Der Sieg gegen den bisherigen Tabellenzweiten aus Ulm stand jedenfalls nie in Frage. Masell: „Wir sind mit der richtigen Energie ins Spiel gegangen, und wollten auch für John Patrick kämpfen.“ Der hat sich via Handy gleich nach dem Spiel gemeldet und gratuliert. Schließlich hatte er zumindest den Matchplan ja noch ausgetüftelt gehabt. Sein Fehlen bahnte sich erst am Sonntagnachmittag an, Spielbeginn war um 18 Uhr. „Die zeitlichen Abstände werden immer geringer“, erzählte Masell, „beim ersten Mal waren es noch fünf Tage, beim zweiten Mal ein Tag und jetzt zwei Stunden. Ich hoffe es wird nicht noch kürzer.“ Vor seinem Chefcoachdebüt bei den Riesen in Bonn räumte er noch ein, dass der Puls hochgegangen ist, jetzt blieb gar nicht mehr viel Zeit zur Nervosität.

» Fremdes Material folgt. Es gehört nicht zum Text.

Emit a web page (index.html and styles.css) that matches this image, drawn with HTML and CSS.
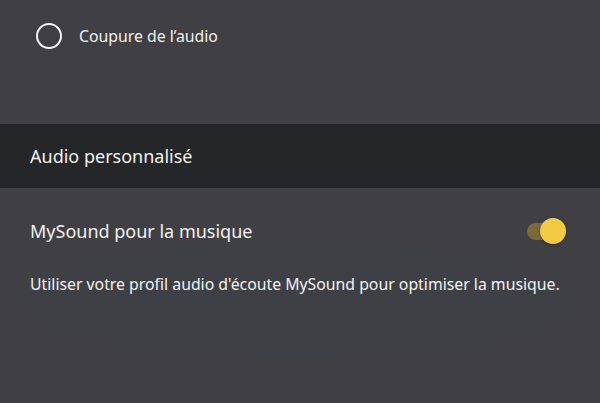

Masell kennt den Verein zudem schon aus der Saison 2021/22 als Co-Trainer, dann ging er zum Ligakonkurrenten nach Bayreuth als Chef, wo er allerdings als Tabellenletzter vorzeitig entlassen wurde. Jetzt ist er zurück und sagt: „Wir sind Glückskinder.“ Denn er war ja nicht allein auf weiter Flur. Ihm zur Seite stand der zweite Assistent, Kenji Sato, ein erfahrener Japaner, der in Ludwigsburg gewissermaßen hospitiert und den Patrick aus seiner vorigen Station bei den Chiba Jets kennt: „Wir funktionieren als Team“, betonte Masell, „und Kenji ist ein absoluter Ruhepol.“
Vielleicht liegt ja in der Ruhe die Kraft, jedenfalls wirkt es von außen oftmals so. Die Spieler trauen sich was, haben gegen Ulm ihre Offensivschwäche einfach abgelegt und mit 92 erzielten Punkten ihren Saisonbestwert in der Liga eingestellt. Und den starken Gegner trotzdem bei 70 Punkten gehalten. Was das aussagt? „Dass Lars Masell einen guten Job gemacht hat“, meinte der Riesen-Vorsitzende Alexander Reil, dem der Erfolg zumindest beim Reha-Prozess nach seiner Hüft-Operation helfen dürfte. Geben ihm die drei Siege in drei Spielen nicht zu denken? Antwort Reil: „Manchmal ist es besser, nicht zu viel nachzudenken.“ Über diese Aussage wiederum kann sich jeder seine eigenen Gedanken machen.
Zumindest bis zu diesem Dienstagabend. Dann steht um 19.30 Uhr die Partie im Europe Cup gegen Spirou BC Charleroi aus Belgien auf dem Programm. Fragt sich nur noch: Wer steht als Coach an der Seitenlinie?